Only thing to that I will add: Be careful in taking what Google presents you at face value. Almost everything that has a political undertone is skewed by it towards justifying a "people are stupid and must be control" narratives these days.

OK, wrote what wanted to write. You may not agree .. just consider it a perspective of someone who was raised under an open totalitarian rule, then grew up in a 10-year window of 1990s where there was literally no indoctrination over here whatsoever /way less than in US at that time/ .. only to observe how it started steadily creep-in from the West this time /mostly funded by USAID and their UK friends/.
I had a co-worker who left Poland while still under the direct influence of Russia. I asked him what the was the first thing he did when he arrived in the USA.

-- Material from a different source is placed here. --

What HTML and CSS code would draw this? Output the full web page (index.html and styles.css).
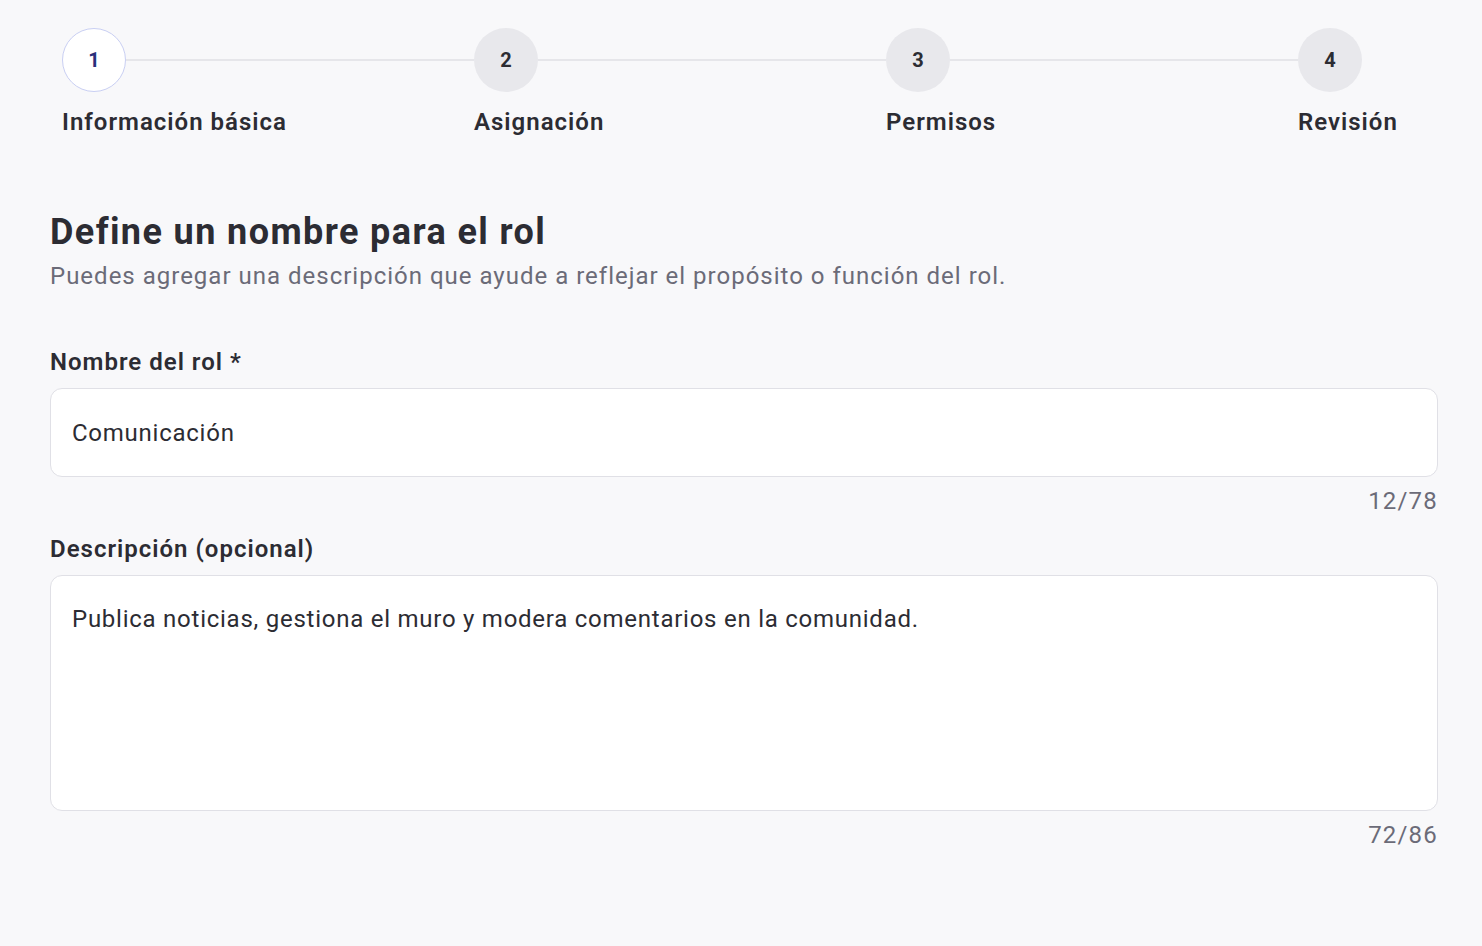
FILE: index.html
```html
<!DOCTYPE html>
<html lang="es">
<head>
<meta charset="utf-8">
<title>Nuevo rol</title>
<link rel="stylesheet" href="styles.css">
</head>
<body>
<div class="page">
  <div class="stepper">
    <div class="step">
      <div class="step-top"><div class="circle active">1</div><div class="line"></div></div>
      <div class="step-label">Información básica</div>
    </div>
    <div class="step">
      <div class="step-top"><div class="circle">2</div><div class="line"></div></div>
      <div class="step-label">Asignación</div>
    </div>
    <div class="step">
      <div class="step-top"><div class="circle">3</div><div class="line"></div></div>
      <div class="step-label">Permisos</div>
    </div>
    <div class="step last">
      <div class="step-top"><div class="circle">4</div></div>
      <div class="step-label">Revisión</div>
    </div>
  </div>

  <h1 class="title">Define un nombre para el rol</h1>
  <p class="subtitle">Puedes agregar una descripción que ayude a reflejar el propósito o función del rol.</p>

  <div class="field first">
    <label class="field-label">Nombre del rol *</label>
    <div class="box input-box">Comunicación</div>
    <div class="counter">12/78</div>
  </div>

  <div class="field">
    <label class="field-label">Descripción (opcional)</label>
    <div class="box textarea-box">Publica noticias, gestiona el muro y modera comentarios en la comunidad.</div>
    <div class="counter">72/86</div>
  </div>
</div>
</body>
</html>
```

FILE: styles.css
```css
* { box-sizing: border-box; }
html, body {
  margin: 0;
  background: #f8f8fa;
  font-family: Roboto, "Liberation Sans", Arial, sans-serif;
  color: #2c2c33;
}
.page {
  padding: 28px 44px 40px 50px;
}
.stepper {
  display: grid;
  grid-template-columns: 412px 412px 412px auto;
  padding-left: 12px;
}
.step-top {
  display: flex;
  align-items: center;
}
.circle {
  width: 64px;
  height: 64px;
  border-radius: 50%;
  background: #e8e8ec;
  display: flex;
  align-items: center;
  justify-content: center;
  font-size: 20px;
  font-weight: 700;
  color: #2c2c33;
  flex: none;
}
.circle.active {
  background: #ffffff;
  border: 1px solid #c9cff3;
  color: #2a2f7a;
}
.line {
  flex: 1;
  height: 2px;
  background: #e6e6ea;
}
.step-label {
  margin-top: 14px;
  font-size: 24px;
  line-height: 32px;
  font-weight: 600;
  letter-spacing: 1px;
  color: #2c2c33;
  white-space: nowrap;
}
.title {
  margin: 72px 0 0;
  font-size: 36px;
  line-height: 44px;
  font-weight: 700;
  letter-spacing: 1.4px;
  color: #2c2c33;
}
.subtitle {
  margin: 6px 0 0;
  font-size: 24px;
  line-height: 32px;
  color: #6b6b78;
  letter-spacing: 1px;
}
.field.first { margin-top: 56px; }
.field { margin-top: 20px; }
.field-label {
  display: block;
  font-size: 24px;
  line-height: 28px;
  font-weight: 600;
  letter-spacing: 1px;
  color: #2c2c33;
}
.box {
  margin-top: 12px;
  background: #ffffff;
  border: 1px solid #e0e0e6;
  border-radius: 12px;
  font-size: 24px;
  letter-spacing: 0.75px;
  color: #2c2c33;
  padding: 0 21px;
}
.input-box {
  height: 89px;
  display: flex;
  align-items: center;
}
.textarea-box {
  height: 236px;
  padding-top: 27px;
  line-height: 32px;
}
.counter {
  margin-top: 10px;
  text-align: right;
  font-size: 24px;
  line-height: 28px;
  letter-spacing: 1.2px;
  color: #6b6b78;
}
```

He replied, “I went to a bookstore and bought a copy of Animal Farm.” That was about the last thing I would have expected to hear. It represented the difference of perspective. And I suspect perspective is what is going on in this discussion.

Note: He had read the book in mimeographed form. People passed along a few pages at a time. The stencil was manually typed so some of the content was suspect. Eventually, everyone in his group read the entire mimeographed transcript.